Someone who teaches at the University of Buffalo, 15 minutes from the Canadian border, and believes that Canadian (/British) spelling is an indicator of plagiarism is seriously benighted, deluded, and unfamiliar with his student demographic.
@ Lukas: ">> Edit > Paste Special > Unformatted Text
People actually turn in papers with different colors and fonts in the paper?"
Tragically, yes. It is always good for a laugh though, in a "do you think I'm so frigging stupid that I'm not going to notice these tecctonic fault lines running through your paper" kind of way.
For the third time, it isn't British or American spelling per se that is the indicator, it is sudden unexplained shifts from one to the other that is.
After you've marked sereal foot high stacks of turgid prose, the linked artcile suddenly becomes _much_ funnier.
bah, mai sbellink suzks. Weres teh edat butin?
>>After you've marked sereal foot high stacks of turgid prose, the linked artcile suddenly becomes _much_ funnier.
I *have* marked SEVERAL (and that's with a "v", and an "e" that comes *before* the "r") foot-high stacks of turgid prose; I am a high-school English teacher. Make that several *dozens* of stacks.
I still contend, humour (with a "u") aside, that this prof makes an unfair assumption in this ARTICLE about his (?) students based on something so tenuous as whether they can legitimately use British spelling or not. What if they are using a British text, from which they are quoting, paraphrasing, or taking notes? Especially in a stressful situation like a test or exam (open-book, for example), a student may not be too concerned about whether the spelling is American or British, and may use the word as-spelled.

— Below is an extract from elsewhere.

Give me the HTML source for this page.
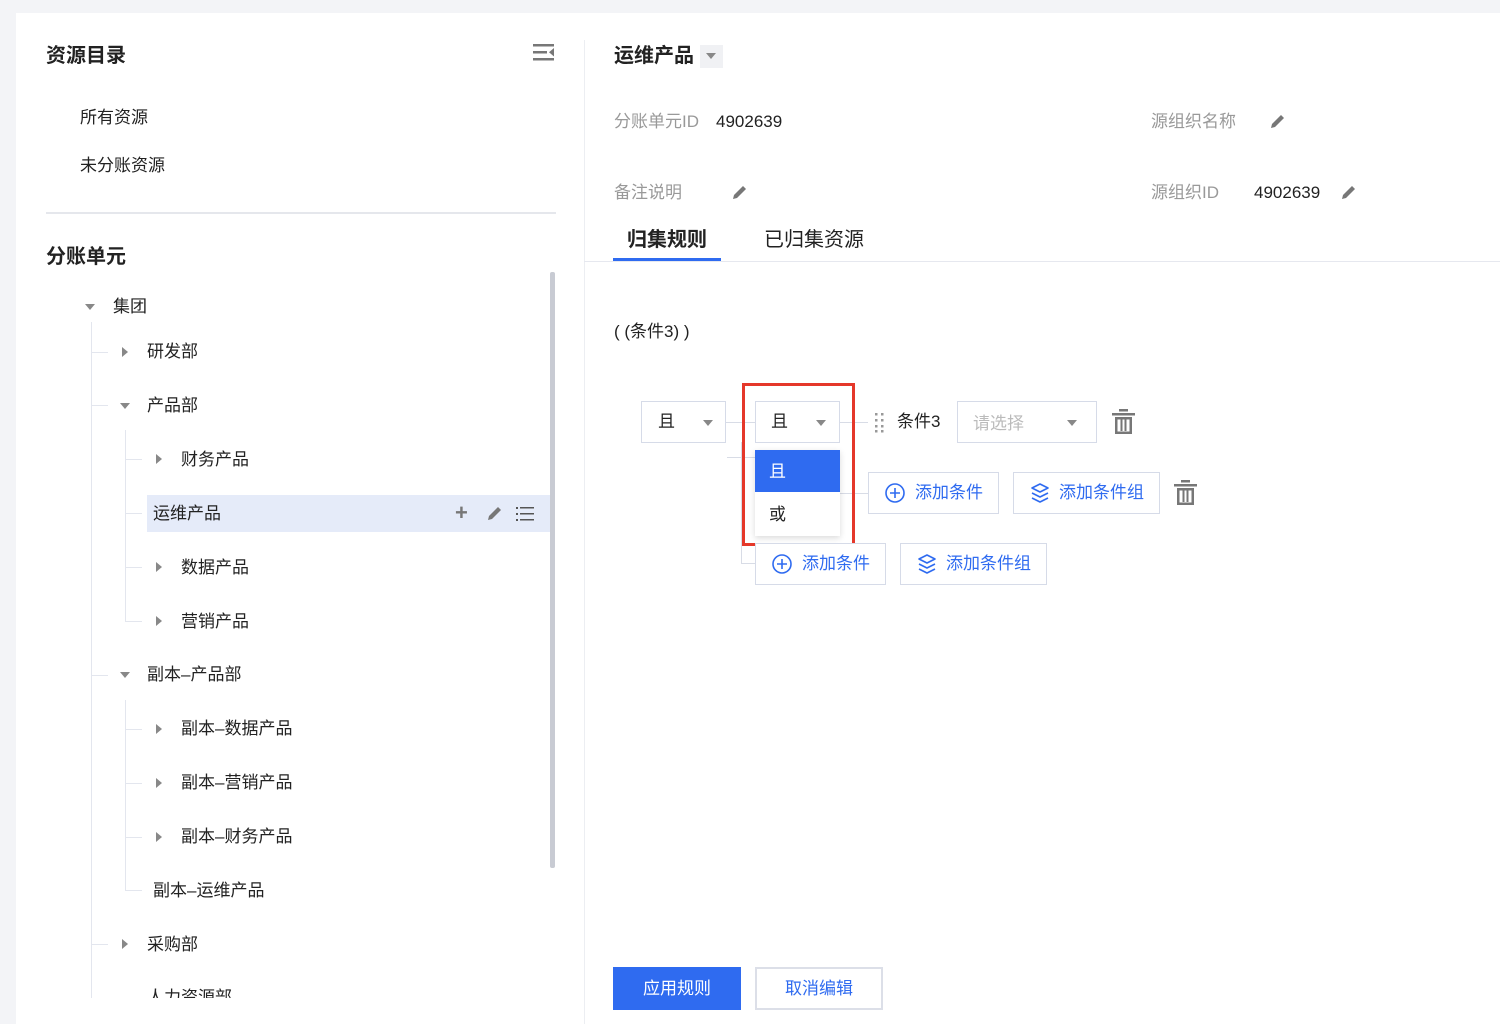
<!DOCTYPE html>
<html><head><meta charset="utf-8"><style>
*{margin:0;padding:0;box-sizing:border-box}
body{width:1500px;height:1024px;background:#f3f4f7;font-family:"Liberation Sans","Noto Sans CJK SC",sans-serif;color:#222;position:relative;overflow:hidden;font-size:17px}
.a{position:absolute;white-space:nowrap}
.panel{position:absolute;left:16px;top:13px;width:1484px;height:1011px;background:#fff}
.t{line-height:22px}
.hl{position:absolute;height:1px;background:#e3e6ee}
.vl{position:absolute;width:1px;background:#e3e6ee}
.tri-d{position:absolute;width:0;height:0;border-left:5px solid transparent;border-right:5px solid transparent;border-top:6px solid #888}
.tri-r{position:absolute;width:0;height:0;border-top:5px solid transparent;border-bottom:5px solid transparent;border-left:6px solid #888}
.box{position:absolute;border:1px solid #d6dbe8;background:#fff}
.blue{color:#2f6bf0}
.gray{color:#999}
</style></head><body>
<div class="panel"></div>
<!-- left -->
<div class="a t" style="left:46px;top:45px;font-size:20px;font-weight:bold">资源目录</div>
<svg class="a" style="left:533px;top:43px" width="22" height="18"><rect x="0" y="1" width="21" height="2.5" fill="#777"/><rect x="0" y="8" width="14" height="2.5" fill="#777"/><path d="M21 5 L16 9.3 L21 13.5Z" fill="#777"/><rect x="0" y="15" width="21" height="2.5" fill="#777"/></svg>
<div class="a t" style="left:80px;top:107px">所有资源</div>
<div class="a t" style="left:80px;top:155px">未分账资源</div>
<div class="hl" style="left:46px;top:212px;width:510px;background:#e5e7ec;height:2px"></div>
<div class="a t" style="left:46px;top:246px;font-size:20px;font-weight:bold">分账单元</div>
<div class="tri-d" style="left:85px;top:304px"></div>
<div class="a t" style="left:113px;top:296px">集团</div>
<div class="vl" style="left:91px;top:322px;height:676px"></div>
<div class="hl" style="left:91px;top:352px;width:17px"></div>
<div class="tri-r" style="left:122px;top:347px"></div><div class="a t" style="left:147px;top:341px">研发部</div>
<div class="hl" style="left:91px;top:405px;width:17px"></div>
<div class="tri-d" style="left:120px;top:403px"></div><div class="a t" style="left:147px;top:395px">产品部</div>
<div class="vl" style="left:125px;top:430px;height:192px"></div>
<div class="hl" style="left:125px;top:459px;width:17px"></div>
<div class="tri-r" style="left:156px;top:454px"></div><div class="a t" style="left:181px;top:449px">财务产品</div>
<div class="a" style="left:147px;top:495px;width:404px;height:37px;background:#e5ebf9"></div>
<div class="hl" style="left:125px;top:513px;width:17px"></div>
<div class="a t" style="left:153px;top:503px">运维产品</div>
<div class="a" style="left:455px;top:503px;font-size:22px;color:#777;line-height:20px;font-weight:bold">+</div>
<svg class="a" style="left:486px;top:505px" width="17" height="17"><path d="M2 15 L3 11 L12 2 L15 5 L6 14Z" fill="#777"/></svg>
<svg class="a" style="left:516px;top:506px" width="19" height="16"><g fill="#555"><rect x="0" y="1" width="2" height="2"/><rect x="4" y="1" width="14" height="1.5"/><rect x="0" y="7" width="2" height="2"/><rect x="4" y="7" width="14" height="1.5"/><rect x="0" y="13" width="2" height="2"/><rect x="4" y="13" width="14" height="1.5"/></g></svg>
<div class="hl" style="left:125px;top:567px;width:17px"></div>
<div class="tri-r" style="left:156px;top:562px"></div><div class="a t" style="left:181px;top:557px">数据产品</div>
<div class="hl" style="left:125px;top:621px;width:17px"></div>
<div class="tri-r" style="left:156px;top:616px"></div><div class="a t" style="left:181px;top:611px">营销产品</div>
<div class="hl" style="left:91px;top:675px;width:17px"></div>
<div class="tri-d" style="left:120px;top:672px"></div><div class="a t" style="left:147px;top:664px">副本–产品部</div>
<div class="vl" style="left:125px;top:700px;height:190px"></div>
<div class="hl" style="left:125px;top:729px;width:17px"></div>
<div class="tri-r" style="left:156px;top:724px"></div><div class="a t" style="left:181px;top:718px">副本–数据产品</div>
<div class="hl" style="left:125px;top:783px;width:17px"></div>
<div class="tri-r" style="left:156px;top:778px"></div><div class="a t" style="left:181px;top:772px">副本–营销产品</div>
<div class="hl" style="left:125px;top:837px;width:17px"></div>
<div class="tri-r" style="left:156px;top:832px"></div><div class="a t" style="left:181px;top:826px">副本–财务产品</div>
<div class="hl" style="left:125px;top:890px;width:17px"></div>
<div class="a t" style="left:153px;top:880px">副本–运维产品</div>
<div class="hl" style="left:91px;top:944px;width:17px"></div>
<div class="tri-r" style="left:122px;top:939px"></div><div class="a t" style="left:147px;top:934px">采购部</div>
<div class="a" style="left:110px;top:987px;width:200px;height:11px;overflow:hidden"><div class="a t" style="left:37px;top:0px">人力资源部</div></div>
<div class="a" style="left:550px;top:272px;width:5px;height:596px;background:#c8cbd3;border-radius:2px"></div>
<div class="vl" style="left:584px;top:40px;height:984px;background:#eceef2"></div>
<!-- right -->
<div class="a t" style="left:614px;top:45px;font-size:20px;font-weight:bold">运维产品</div>
<div class="a" style="left:700px;top:45px;width:23px;height:23px;background:#f0f1f4"></div>
<div class="tri-d" style="left:706px;top:53px;border-top-color:#888"></div>
<div class="a t gray" style="left:614px;top:111px;font-size:17px">分账单元ID</div>
<div class="a t" style="left:716px;top:111px;font-size:17px">4902639</div>
<div class="a t gray" style="left:1151px;top:111px;font-size:17px">源组织名称</div>
<svg class="a" style="left:1269px;top:113px" width="17" height="17"><path d="M2 15 L3 11 L12 2 L15 5 L6 14Z" fill="#777"/></svg>
<div class="a t gray" style="left:614px;top:182px;font-size:17px">备注说明</div>
<svg class="a" style="left:731px;top:184px" width="17" height="17"><path d="M2 15 L3 11 L12 2 L15 5 L6 14Z" fill="#777"/></svg>
<div class="a t gray" style="left:1151px;top:182px;font-size:17px">源组织ID</div>
<div class="a t" style="left:1254px;top:182px;font-size:17px">4902639</div>
<svg class="a" style="left:1340px;top:184px" width="17" height="17"><path d="M2 15 L3 11 L12 2 L15 5 L6 14Z" fill="#777"/></svg>
<div class="a t" style="left:627px;top:229px;font-size:20px;font-weight:bold">归集规则</div>
<div class="a t" style="left:764px;top:229px;font-size:20px">已归集资源</div>
<div class="hl" style="left:584px;top:261px;width:916px;background:#e6e8ef"></div>
<div class="a" style="left:613px;top:258px;width:108px;height:3px;background:#2f6bf0"></div>
<div class="a t" style="left:614px;top:321px;font-size:17px">( (条件3) )</div>
<!-- connectors -->
<div class="hl" style="left:726px;top:422px;width:30px;background:#d8dce6"></div>
<div class="vl" style="left:741px;top:442px;height:122px;background:#d8dce6"></div>
<div class="hl" style="left:727px;top:457px;width:28px;background:#d8dce6"></div>
<div class="hl" style="left:741px;top:563px;width:14px;background:#d8dce6"></div>
<div class="hl" style="left:840px;top:422px;width:28px;background:#d8dce6"></div>
<div class="hl" style="left:840px;top:493px;width:28px;background:#d8dce6"></div>
<div class="box" style="left:641px;top:401px;width:85px;height:42px"></div>
<div class="a t" style="left:658px;top:411px;font-size:17px">且</div>
<div class="tri-d" style="left:703px;top:420px"></div>
<div class="box" style="left:755px;top:401px;width:85px;height:42px"></div>
<div class="a t" style="left:771px;top:411px;font-size:17px">且</div>
<div class="tri-d" style="left:816px;top:420px"></div>
<svg class="a" style="left:874px;top:412px" width="12" height="22"><g fill="#999"><rect x="1" y="1" width="2.5" height="2.5"/><rect x="7" y="1" width="2.5" height="2.5"/><rect x="1" y="7" width="2.5" height="2.5"/><rect x="7" y="7" width="2.5" height="2.5"/><rect x="1" y="13" width="2.5" height="2.5"/><rect x="7" y="13" width="2.5" height="2.5"/><rect x="1" y="18" width="2.5" height="2.5"/><rect x="7" y="18" width="2.5" height="2.5"/></g></svg>
<div class="a t" style="left:897px;top:411px;font-size:17px">条件3</div>
<div class="box" style="left:957px;top:401px;width:140px;height:42px"></div>
<div class="a t" style="left:973px;top:413px;font-size:17px;color:#bbb">请选择</div>
<div class="tri-d" style="left:1067px;top:420px"></div>
<svg class="a" style="left:1112px;top:409px" width="24" height="26"><g fill="#777"><rect x="0" y="4" width="23" height="2.5"/><rect x="7" y="0" width="9" height="2.5"/><path d="M3 8 H20 V25 H3Z M5.5 10.5 V22.5 H17.5 V10.5Z"/><rect x="8.5" y="10" width="2" height="12"/><rect x="12.5" y="10" width="2" height="12"/></g></svg>
<!-- dropdown -->
<div class="a" style="left:755px;top:450px;width:85px;height:86px;background:#fff;box-shadow:0 2px 6px rgba(0,0,0,.15)"></div>
<div class="a" style="left:755px;top:450px;width:85px;height:42px;background:#2f6bf0"></div>
<div class="a t" style="left:769px;top:461px;font-size:17px;color:#fff">且</div>
<div class="a t" style="left:769px;top:504px;font-size:17px">或</div>
<div class="a" style="left:742px;top:383px;width:113px;height:163px;border:3px solid #e5382a"></div>
<!-- add buttons -->
<div class="box" style="left:868px;top:472px;width:131px;height:42px"></div>
<svg class="a" style="left:884px;top:482px" width="22" height="22"><circle cx="11" cy="11" r="9" fill="none" stroke="#2f6bf0" stroke-width="1.6"/><path d="M11 6V16M6 11H16" stroke="#2f6bf0" stroke-width="1.6"/></svg>
<div class="a t blue" style="left:915px;top:482px;font-size:17px">添加条件</div>
<div class="box" style="left:1013px;top:472px;width:147px;height:42px"></div>
<svg class="a" style="left:1029px;top:482px" width="22" height="22"><path d="M3 6L11 2L19 6L11 10Z M3 11L11 15L19 11 M3 16L11 20L19 16" fill="none" stroke="#2f6bf0" stroke-width="1.6" stroke-linejoin="round"/></svg>
<div class="a t blue" style="left:1059px;top:482px;font-size:17px">添加条件组</div>
<svg class="a" style="left:1174px;top:480px" width="24" height="26"><g fill="#777"><rect x="0" y="4" width="23" height="2.5"/><rect x="7" y="0" width="9" height="2.5"/><path d="M3 8 H20 V25 H3Z M5.5 10.5 V22.5 H17.5 V10.5Z"/><rect x="8.5" y="10" width="2" height="12"/><rect x="12.5" y="10" width="2" height="12"/></g></svg>
<div class="box" style="left:755px;top:543px;width:131px;height:42px"></div>
<svg class="a" style="left:771px;top:553px" width="22" height="22"><circle cx="11" cy="11" r="9" fill="none" stroke="#2f6bf0" stroke-width="1.6"/><path d="M11 6V16M6 11H16" stroke="#2f6bf0" stroke-width="1.6"/></svg>
<div class="a t blue" style="left:802px;top:553px;font-size:17px">添加条件</div>
<div class="box" style="left:900px;top:543px;width:147px;height:42px"></div>
<svg class="a" style="left:916px;top:553px" width="22" height="22"><path d="M3 6L11 2L19 6L11 10Z M3 11L11 15L19 11 M3 16L11 20L19 16" fill="none" stroke="#2f6bf0" stroke-width="1.6" stroke-linejoin="round"/></svg>
<div class="a t blue" style="left:946px;top:553px;font-size:17px">添加条件组</div>
<!-- bottom buttons -->
<div class="a" style="left:613px;top:967px;width:128px;height:43px;background:#2f6bf0"></div>
<div class="a t" style="left:643px;top:978px;font-size:17px;color:#fff">应用规则</div>
<div class="box" style="left:755px;top:967px;width:128px;height:43px;border:2px solid #dcdfe8"></div>
<div class="a t blue" style="left:785px;top:978px;font-size:17px">取消编辑</div>
</body></html>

Of course, the student *should* be consistent in his or her spelling, because that shows attention to detail in proofreading. I would expect as much from my own students in a carefully proofread paper. But the prof *doesn't* mention consistency -- he just makes a blanket statement. Funny? Perhaps. Lots of humour is based on blanket statements. Fair? Not really.
Many schools/conferences may consider this to be against their rules, but it isn't plagiarism. Every formal definition of plagiarism which I can find agrees that you must be copying the work of ANOTHER person.
And in the field in which I work, most conferences are generally happy so long as the recycled paper includes at least some novel results. They couldn't care less about recycling the prose used to present the new results, so long as it is clearly written, and in passive voice...
We had a system at University that marked computer coursework. It also attempted to detect plagarism. The problem came one day when the lecturer decided that one students answer was actually better than the model answer, so took that as the new model answer.
The student was then flagged up as having copied the model answer!
I've submitted parts of the same work twice, I personally do not see a problem with it. The questions for two (business) modules were essentially the same and I used the same company for each.... why regenerate the wheel! (I'm not keen on business modules anyway.)
As for Edit > Paste Special > Unformatted Text, I can't seem to find that option in gedit.... (/LaTeX) ;-)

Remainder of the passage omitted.